Spoiler level: medium. Discusses his death and the Halloween attack in plain terms.
Snapshot
Robert E. Lee "Bob" Ewell is a small wiry red-faced man who lives at the edge of Maycomb in conditions the town has agreed to look the other way about. He is the father of Mayella and seven younger children. He has not held steady work in years. His Halloween-night decision to attack the Finch children on the road home from the school pageant — and what happens to him under the live oaks as a result — is the climax of the novel.
Role in the story
Bob is the novel's antagonist and the rare character whose function is almost entirely as a wound the story is built around. He is the false accuser in the trial that drives Part Two. He spits in Atticus's face on a sidewalk in Chapter 22. He is fired from a WPA job for laziness in Chapter 27. He stalks Helen Robinson on her walks home from work until Mr. Link Deas runs him off. He attempts to break into Judge Taylor's house on a Sunday night. And on Halloween, in Chapter 28, he meets two small children on a dark road home from the school pageant and tries to do what he has been telling the town he would do.
Personality in plain English
Cruel, lazy, foul-mouthed, mean-tempered, alcoholic. Vulgar in court — sketches the scene on the wall behind the witness chair, laughs into the chair, addresses the courtroom in obscenities. Cowardly: he attacks the children on a dark road weeks after the verdict, rather than confront Atticus on the day. Predatory toward women and children. The book treats him without sentimentality — he is not redeemed, not pitied, not interestingly complicated. He is the moral floor Mayella stands on.
What he wants
To matter. To be feared by Maycomb the way he is feared inside his own shack. The trial gives him, for a few weeks, the most public attention he has ever had — and once it is over he cannot tolerate going back to being ignored.
What he fears
Being humiliated. Atticus's cross-examination of Mayella in Chapter 18 — particularly Atticus's question about whether her father ever beat her — does the humiliation Bob never recovers from. Everything he does in the back half of the book is in response to that one question.
Key relationships
- Mayella Ewell — his daughter. The book leaves the abuse implicit but unmistakable.
- Tom Robinson — his target. The accusation is, by the book's quiet design, the alibi for what Bob himself has done.
- Atticus Finch — his nemesis. Bob loses his trial and wins his verdict in the same week and somehow loses ground anyway. His subsequent spit-in-the-face on the post-office sidewalk is the action of a man who cannot quite figure out how he is the one who feels worse off.
- Sheriff Heck Tate — who testifies in the trial and removes Bob's body from a field on Halloween night.
- Judge John Taylor, Mr. Link Deas, Helen Robinson — the people he tries to menace in the weeks after the trial.
Visual identity
Short — Lee calls him "a little bantam cock of a man." Wiry rather than bulky.
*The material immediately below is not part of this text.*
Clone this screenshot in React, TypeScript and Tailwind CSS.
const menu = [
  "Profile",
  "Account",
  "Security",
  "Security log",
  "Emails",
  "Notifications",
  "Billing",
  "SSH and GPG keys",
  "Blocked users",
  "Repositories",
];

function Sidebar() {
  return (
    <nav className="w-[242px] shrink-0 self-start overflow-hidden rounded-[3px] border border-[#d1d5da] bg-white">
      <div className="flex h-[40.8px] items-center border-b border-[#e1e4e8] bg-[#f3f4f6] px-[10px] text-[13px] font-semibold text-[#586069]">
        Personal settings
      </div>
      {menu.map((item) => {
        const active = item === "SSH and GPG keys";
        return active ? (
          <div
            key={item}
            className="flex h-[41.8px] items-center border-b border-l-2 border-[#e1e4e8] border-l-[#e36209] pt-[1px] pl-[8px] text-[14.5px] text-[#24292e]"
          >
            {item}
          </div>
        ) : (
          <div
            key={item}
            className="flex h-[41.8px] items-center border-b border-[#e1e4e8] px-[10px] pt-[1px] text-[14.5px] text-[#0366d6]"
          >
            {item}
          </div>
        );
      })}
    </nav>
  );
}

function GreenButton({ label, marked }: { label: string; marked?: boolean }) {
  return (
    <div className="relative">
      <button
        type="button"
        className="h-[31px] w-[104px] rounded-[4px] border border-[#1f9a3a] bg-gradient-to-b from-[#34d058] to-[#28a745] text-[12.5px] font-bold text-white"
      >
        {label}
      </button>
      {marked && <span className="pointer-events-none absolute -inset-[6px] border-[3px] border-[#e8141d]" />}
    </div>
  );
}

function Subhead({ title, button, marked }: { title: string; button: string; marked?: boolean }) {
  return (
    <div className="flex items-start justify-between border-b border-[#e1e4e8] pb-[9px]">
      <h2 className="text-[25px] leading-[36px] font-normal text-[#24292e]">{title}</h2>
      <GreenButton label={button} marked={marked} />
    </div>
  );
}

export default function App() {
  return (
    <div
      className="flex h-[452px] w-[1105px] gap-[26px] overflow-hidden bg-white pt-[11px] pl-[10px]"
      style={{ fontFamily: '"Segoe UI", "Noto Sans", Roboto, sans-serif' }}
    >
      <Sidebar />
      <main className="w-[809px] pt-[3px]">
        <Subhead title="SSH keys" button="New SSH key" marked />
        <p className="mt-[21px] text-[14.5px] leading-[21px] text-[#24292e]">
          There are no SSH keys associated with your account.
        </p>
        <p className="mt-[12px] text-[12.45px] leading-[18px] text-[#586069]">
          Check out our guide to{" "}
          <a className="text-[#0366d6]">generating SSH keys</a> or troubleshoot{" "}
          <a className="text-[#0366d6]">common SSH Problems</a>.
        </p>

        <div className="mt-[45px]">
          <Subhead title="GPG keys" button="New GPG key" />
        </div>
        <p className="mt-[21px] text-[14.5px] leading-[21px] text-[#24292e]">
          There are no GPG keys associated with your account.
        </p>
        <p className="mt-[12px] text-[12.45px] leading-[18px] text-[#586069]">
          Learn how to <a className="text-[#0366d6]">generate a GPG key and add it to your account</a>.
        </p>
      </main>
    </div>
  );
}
Red-faced, permanently flushed. Bright reddish-ginger hair under a low forehead. A "crowing voice." Heavy ginger brows; small close-set pale watery blue eyes deep beneath them. A medium-broad nose with broken capillaries and a slightly bulbous red tip. Square jaw, a forward-thrust chin, permanent grimace. Bad teeth — yellowed, gapped, one upper front chipped — visible when he sneers; spittle at the corners. Sunburn-red across the nose and cheekbones; never clean. Filthy fingernails with dark grime crescents. A faint scar across the right cheek. Daily uniform: filthy faded dark denim overalls, a stained undershirt beneath, bare grimy feet or scuffed brown brogans, a battered dark felt hat. For court: a slightly cleaner work shirt buttoned at the throat over the same overalls, hair plastered down with water.
Aliases
The following names and references in the book all point to this character. Use any of these as link anchors back to this page.
- Bob Ewell (canonical — the most common form)
- Robert E. Lee Ewell
- Mr. Ewell
Discussion questions
- Bob wins his trial and almost immediately begins ruining himself. What is the book saying about what a win like that does to a man like Bob?
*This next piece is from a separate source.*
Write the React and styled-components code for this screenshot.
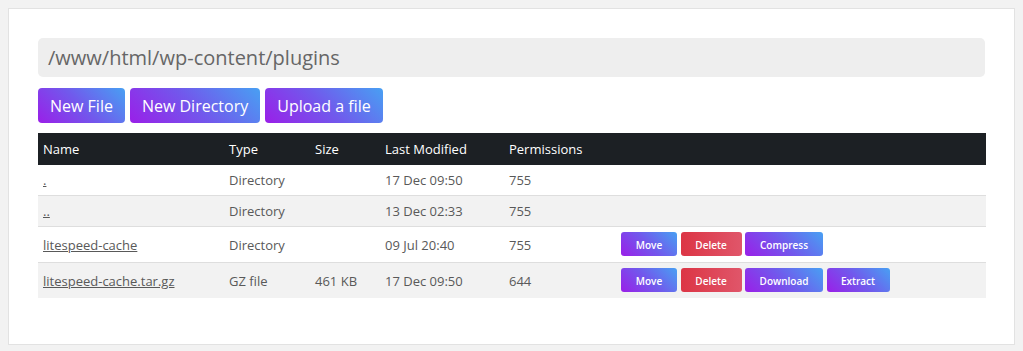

- Atticus refuses to take Bob's threat seriously and says he is glad to "take that beating off somebody, [rather than] that household full of children." Is the book endorsing that calm or quietly critiquing it?
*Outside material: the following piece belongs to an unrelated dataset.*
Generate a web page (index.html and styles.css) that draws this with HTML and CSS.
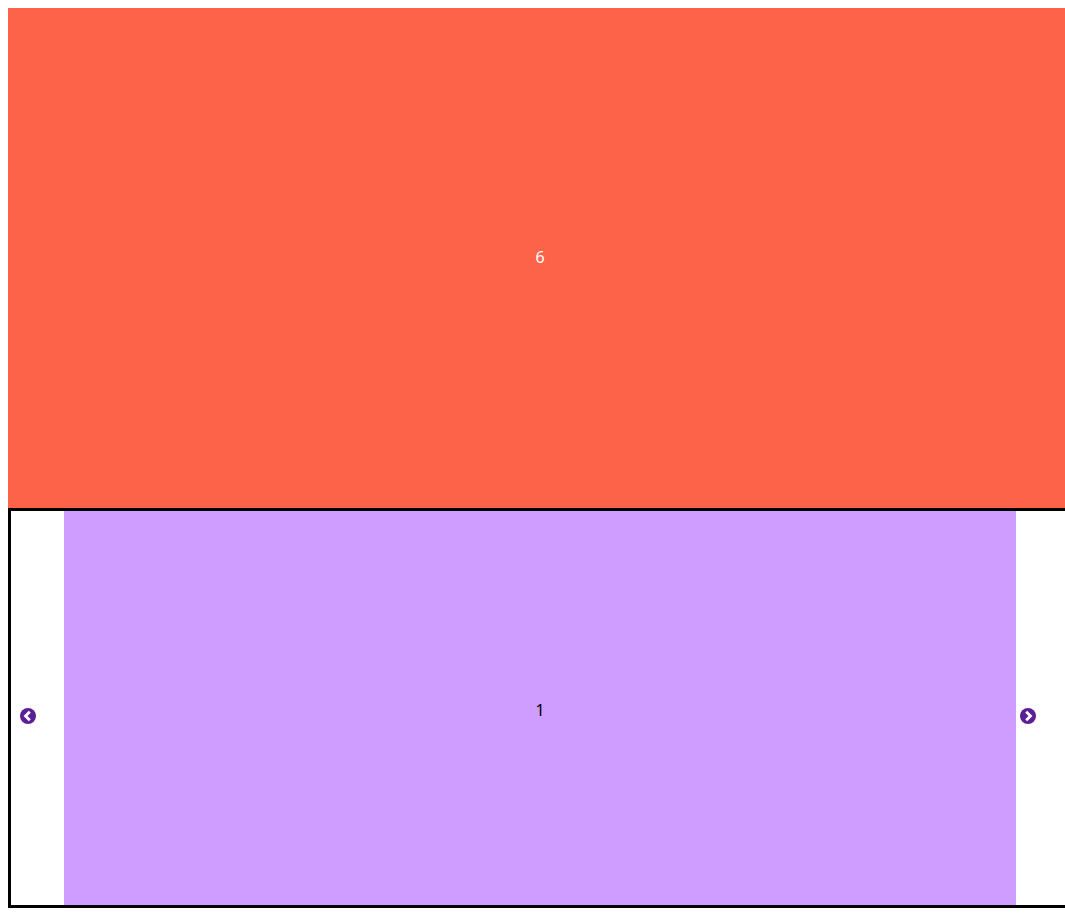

- Bob's central decision — to attack the Finch children on Halloween night rather than confront Atticus directly — is the act of a coward. What does it tell us about what he understood about the trial?
- The book never lets us inside Bob's head. We see him only from the outside, through Scout's eyes and the testimony of others. What would the book lose if Lee had given Bob a single sympathetic moment?
- The Ewells live "by the dump" — the spatial metaphor is almost too easy. What does Lee complicate about the metaphor in Mayella's testimony and Tom's account of the chiffarobe?